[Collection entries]
== == ==

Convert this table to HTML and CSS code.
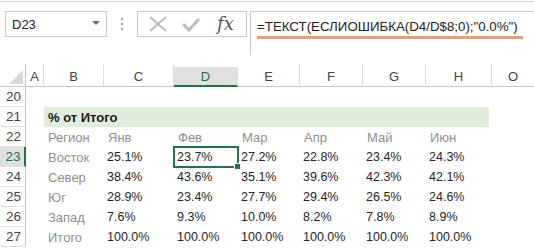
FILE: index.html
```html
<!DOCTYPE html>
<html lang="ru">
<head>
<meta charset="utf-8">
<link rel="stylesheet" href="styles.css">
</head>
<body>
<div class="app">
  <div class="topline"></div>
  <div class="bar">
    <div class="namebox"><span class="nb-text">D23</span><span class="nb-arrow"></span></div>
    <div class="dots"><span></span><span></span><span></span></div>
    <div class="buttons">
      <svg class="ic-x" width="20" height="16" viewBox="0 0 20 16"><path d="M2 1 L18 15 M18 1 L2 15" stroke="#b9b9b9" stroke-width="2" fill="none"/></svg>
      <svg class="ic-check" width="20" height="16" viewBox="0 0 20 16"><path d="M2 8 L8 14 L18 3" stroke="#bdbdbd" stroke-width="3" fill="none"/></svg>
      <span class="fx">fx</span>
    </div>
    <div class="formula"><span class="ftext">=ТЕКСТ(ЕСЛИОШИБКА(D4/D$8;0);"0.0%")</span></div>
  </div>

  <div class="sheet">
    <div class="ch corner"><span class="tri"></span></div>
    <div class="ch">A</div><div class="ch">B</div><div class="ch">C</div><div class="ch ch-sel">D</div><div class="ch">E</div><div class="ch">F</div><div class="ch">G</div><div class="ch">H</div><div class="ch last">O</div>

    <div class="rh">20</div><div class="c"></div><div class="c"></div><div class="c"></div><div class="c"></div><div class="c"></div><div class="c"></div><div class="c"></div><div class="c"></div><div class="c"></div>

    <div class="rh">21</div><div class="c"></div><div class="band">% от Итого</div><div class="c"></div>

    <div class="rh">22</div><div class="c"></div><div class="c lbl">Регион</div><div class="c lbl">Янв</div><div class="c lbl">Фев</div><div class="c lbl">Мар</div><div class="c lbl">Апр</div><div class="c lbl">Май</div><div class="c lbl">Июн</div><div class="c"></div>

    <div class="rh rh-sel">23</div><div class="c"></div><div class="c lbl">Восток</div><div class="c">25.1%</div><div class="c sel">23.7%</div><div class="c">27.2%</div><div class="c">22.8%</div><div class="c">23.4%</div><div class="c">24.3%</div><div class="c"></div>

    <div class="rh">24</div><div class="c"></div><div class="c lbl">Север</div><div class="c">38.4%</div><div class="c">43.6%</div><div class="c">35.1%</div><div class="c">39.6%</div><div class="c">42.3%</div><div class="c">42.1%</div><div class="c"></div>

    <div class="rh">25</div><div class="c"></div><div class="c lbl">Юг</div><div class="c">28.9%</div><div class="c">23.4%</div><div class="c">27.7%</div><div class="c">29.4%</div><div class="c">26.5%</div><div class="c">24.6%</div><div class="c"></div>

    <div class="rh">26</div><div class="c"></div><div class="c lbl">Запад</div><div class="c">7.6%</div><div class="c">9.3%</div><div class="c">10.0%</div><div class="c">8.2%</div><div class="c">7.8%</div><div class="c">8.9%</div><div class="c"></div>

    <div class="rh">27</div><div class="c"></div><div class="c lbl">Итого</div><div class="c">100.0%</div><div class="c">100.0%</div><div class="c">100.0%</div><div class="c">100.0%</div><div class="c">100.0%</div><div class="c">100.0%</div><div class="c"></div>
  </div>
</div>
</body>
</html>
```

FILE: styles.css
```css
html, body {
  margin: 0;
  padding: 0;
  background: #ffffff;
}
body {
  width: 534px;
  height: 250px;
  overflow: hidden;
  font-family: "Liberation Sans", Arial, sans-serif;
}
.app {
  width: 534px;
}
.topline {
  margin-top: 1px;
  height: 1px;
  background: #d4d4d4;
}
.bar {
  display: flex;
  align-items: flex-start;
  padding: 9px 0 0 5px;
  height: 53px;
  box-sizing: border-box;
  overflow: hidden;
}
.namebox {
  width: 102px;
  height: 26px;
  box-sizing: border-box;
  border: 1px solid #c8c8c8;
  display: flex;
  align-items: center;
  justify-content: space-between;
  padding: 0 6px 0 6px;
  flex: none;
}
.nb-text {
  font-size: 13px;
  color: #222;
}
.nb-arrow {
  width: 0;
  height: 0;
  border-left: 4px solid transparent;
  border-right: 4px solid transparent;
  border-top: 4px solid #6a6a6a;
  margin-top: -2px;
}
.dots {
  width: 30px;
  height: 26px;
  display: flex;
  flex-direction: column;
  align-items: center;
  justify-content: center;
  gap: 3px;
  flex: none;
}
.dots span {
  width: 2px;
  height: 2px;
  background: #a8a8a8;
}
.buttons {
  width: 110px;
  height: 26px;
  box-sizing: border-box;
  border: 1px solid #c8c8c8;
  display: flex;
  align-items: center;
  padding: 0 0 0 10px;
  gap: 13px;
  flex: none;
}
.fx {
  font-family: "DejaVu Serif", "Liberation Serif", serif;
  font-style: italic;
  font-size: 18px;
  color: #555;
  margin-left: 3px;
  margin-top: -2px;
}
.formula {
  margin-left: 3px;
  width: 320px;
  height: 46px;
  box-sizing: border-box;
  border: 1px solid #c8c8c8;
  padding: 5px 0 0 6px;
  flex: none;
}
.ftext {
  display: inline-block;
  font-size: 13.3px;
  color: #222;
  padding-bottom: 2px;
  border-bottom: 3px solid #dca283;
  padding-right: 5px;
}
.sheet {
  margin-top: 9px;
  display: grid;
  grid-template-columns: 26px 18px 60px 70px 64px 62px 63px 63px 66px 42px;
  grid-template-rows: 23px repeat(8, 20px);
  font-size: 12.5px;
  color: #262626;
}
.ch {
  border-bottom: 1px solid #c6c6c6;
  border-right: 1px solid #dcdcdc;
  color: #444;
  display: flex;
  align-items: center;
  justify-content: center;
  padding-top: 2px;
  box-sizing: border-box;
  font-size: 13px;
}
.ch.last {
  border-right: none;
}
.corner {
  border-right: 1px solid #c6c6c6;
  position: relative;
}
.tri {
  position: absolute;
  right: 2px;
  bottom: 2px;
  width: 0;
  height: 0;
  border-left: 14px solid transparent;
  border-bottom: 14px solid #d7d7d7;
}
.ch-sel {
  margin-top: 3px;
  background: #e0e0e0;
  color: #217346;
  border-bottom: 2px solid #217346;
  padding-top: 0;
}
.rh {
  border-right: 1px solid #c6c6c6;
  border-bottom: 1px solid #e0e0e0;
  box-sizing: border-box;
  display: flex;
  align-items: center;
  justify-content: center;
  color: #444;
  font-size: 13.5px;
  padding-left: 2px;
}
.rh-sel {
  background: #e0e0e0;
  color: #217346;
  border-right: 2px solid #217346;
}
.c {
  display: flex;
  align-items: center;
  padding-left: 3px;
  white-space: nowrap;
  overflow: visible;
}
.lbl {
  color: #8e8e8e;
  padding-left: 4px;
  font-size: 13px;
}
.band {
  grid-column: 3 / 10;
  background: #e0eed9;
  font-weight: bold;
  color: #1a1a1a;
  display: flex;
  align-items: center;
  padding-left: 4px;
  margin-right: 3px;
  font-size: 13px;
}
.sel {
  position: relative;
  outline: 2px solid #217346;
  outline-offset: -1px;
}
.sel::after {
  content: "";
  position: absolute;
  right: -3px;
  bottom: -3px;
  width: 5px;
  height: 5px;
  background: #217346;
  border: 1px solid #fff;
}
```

== == ==

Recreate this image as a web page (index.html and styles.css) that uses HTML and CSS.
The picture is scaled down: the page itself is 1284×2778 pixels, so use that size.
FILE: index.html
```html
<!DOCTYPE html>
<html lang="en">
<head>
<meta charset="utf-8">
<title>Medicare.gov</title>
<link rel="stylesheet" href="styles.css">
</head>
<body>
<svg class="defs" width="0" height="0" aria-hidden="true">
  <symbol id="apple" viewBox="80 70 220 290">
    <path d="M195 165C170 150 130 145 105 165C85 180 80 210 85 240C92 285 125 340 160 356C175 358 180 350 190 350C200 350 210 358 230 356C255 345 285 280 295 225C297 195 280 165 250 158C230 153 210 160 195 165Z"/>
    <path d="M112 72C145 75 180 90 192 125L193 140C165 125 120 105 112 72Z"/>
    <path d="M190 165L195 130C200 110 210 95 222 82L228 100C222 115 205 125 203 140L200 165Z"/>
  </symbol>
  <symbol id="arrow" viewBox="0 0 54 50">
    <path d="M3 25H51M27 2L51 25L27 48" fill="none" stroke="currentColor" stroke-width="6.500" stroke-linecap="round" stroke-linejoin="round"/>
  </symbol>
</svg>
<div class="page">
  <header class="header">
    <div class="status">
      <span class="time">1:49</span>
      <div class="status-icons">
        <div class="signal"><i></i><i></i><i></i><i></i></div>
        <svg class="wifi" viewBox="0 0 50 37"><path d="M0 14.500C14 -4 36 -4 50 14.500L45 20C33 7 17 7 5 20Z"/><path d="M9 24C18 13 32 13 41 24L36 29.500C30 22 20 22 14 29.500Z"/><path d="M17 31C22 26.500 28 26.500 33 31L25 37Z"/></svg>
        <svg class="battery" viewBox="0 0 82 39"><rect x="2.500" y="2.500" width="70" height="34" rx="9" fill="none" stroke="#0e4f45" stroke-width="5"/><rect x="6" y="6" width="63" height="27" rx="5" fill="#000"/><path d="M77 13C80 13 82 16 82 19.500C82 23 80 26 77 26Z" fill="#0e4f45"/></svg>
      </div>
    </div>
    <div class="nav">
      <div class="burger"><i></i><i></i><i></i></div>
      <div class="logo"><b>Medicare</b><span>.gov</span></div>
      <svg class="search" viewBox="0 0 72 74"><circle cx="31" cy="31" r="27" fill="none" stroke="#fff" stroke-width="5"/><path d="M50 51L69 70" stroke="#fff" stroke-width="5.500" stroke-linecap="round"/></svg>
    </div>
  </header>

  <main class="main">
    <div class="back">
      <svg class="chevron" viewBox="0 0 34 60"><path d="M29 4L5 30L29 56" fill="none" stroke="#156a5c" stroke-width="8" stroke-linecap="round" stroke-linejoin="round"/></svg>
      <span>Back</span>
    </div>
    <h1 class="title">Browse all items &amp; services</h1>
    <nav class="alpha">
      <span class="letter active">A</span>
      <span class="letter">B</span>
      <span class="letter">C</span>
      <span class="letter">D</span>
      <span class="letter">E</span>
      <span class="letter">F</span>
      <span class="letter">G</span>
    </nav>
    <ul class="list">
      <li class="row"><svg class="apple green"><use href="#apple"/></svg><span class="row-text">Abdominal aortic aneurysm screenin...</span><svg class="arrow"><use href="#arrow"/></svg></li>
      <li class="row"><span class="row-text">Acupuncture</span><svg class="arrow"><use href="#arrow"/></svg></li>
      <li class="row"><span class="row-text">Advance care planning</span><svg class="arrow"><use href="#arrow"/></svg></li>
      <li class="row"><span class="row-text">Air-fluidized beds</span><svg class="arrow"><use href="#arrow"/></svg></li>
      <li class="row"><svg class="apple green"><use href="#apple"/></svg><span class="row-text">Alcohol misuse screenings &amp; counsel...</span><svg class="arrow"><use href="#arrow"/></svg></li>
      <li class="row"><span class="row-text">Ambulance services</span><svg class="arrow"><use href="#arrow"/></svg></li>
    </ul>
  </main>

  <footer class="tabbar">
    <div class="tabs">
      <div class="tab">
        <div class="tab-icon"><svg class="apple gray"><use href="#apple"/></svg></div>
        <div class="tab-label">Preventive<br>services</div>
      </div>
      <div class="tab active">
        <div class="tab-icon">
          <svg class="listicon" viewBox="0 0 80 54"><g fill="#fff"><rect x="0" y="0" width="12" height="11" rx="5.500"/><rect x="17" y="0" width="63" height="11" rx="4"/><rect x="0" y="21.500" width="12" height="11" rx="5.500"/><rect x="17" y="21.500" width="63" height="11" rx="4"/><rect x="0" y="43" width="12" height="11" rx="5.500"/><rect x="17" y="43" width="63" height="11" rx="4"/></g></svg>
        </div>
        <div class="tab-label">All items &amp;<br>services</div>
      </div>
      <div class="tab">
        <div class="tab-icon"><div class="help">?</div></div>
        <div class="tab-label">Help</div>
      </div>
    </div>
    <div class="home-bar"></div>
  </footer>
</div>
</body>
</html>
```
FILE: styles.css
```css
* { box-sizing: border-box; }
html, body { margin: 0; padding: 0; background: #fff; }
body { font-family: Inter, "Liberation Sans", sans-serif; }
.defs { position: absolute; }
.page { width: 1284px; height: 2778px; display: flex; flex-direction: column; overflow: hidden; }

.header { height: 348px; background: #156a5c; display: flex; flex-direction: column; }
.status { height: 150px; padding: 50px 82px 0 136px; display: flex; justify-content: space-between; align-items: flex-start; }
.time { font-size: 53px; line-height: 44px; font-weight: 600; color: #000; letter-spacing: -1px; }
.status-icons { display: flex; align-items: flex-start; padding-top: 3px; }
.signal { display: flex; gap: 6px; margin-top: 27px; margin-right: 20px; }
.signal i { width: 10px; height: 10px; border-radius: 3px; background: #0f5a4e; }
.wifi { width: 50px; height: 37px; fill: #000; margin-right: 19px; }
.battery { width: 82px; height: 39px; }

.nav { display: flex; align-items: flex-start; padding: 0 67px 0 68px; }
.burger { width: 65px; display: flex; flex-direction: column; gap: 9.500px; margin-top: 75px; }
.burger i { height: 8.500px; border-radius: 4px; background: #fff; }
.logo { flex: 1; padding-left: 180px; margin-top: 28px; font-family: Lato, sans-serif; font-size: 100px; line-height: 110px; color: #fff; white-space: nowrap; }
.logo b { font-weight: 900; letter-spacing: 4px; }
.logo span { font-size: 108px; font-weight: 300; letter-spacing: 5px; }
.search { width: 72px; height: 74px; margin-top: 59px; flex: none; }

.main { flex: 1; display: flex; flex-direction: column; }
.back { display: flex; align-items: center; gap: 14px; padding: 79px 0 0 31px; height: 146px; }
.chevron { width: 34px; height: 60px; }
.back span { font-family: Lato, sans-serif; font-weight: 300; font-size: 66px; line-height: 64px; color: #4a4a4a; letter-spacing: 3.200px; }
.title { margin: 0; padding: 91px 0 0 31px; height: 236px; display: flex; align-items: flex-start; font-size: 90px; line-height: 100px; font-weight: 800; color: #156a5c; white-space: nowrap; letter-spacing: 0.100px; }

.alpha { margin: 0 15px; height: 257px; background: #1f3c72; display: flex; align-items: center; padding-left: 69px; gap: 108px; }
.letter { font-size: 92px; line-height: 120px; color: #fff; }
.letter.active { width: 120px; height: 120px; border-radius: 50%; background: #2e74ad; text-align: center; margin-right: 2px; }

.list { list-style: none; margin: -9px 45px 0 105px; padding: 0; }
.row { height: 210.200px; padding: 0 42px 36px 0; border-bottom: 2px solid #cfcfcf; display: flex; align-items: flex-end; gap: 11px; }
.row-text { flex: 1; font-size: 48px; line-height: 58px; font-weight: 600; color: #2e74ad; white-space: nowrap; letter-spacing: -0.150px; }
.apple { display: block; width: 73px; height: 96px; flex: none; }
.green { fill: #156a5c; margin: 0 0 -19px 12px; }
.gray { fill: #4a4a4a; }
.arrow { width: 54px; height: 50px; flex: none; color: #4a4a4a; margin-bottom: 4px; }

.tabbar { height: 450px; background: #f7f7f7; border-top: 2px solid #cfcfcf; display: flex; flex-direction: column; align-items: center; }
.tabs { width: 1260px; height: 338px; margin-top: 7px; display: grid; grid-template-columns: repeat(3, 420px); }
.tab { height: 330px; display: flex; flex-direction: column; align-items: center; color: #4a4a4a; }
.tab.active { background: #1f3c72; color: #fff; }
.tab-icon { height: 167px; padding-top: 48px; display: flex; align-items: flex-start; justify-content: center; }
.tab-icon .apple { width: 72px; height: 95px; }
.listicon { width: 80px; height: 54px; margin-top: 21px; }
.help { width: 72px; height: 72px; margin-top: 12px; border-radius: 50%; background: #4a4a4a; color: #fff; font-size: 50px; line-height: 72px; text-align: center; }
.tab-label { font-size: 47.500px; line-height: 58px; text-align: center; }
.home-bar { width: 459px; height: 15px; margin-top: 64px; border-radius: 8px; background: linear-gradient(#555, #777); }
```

== == ==

*INSTRUCTION*
Return every line containing "this".

*EXERCISE RESULT*
Convert this table to HTML and CSS code.
Recreate this image as a web page (index.html and styles.css) that uses HTML and CSS.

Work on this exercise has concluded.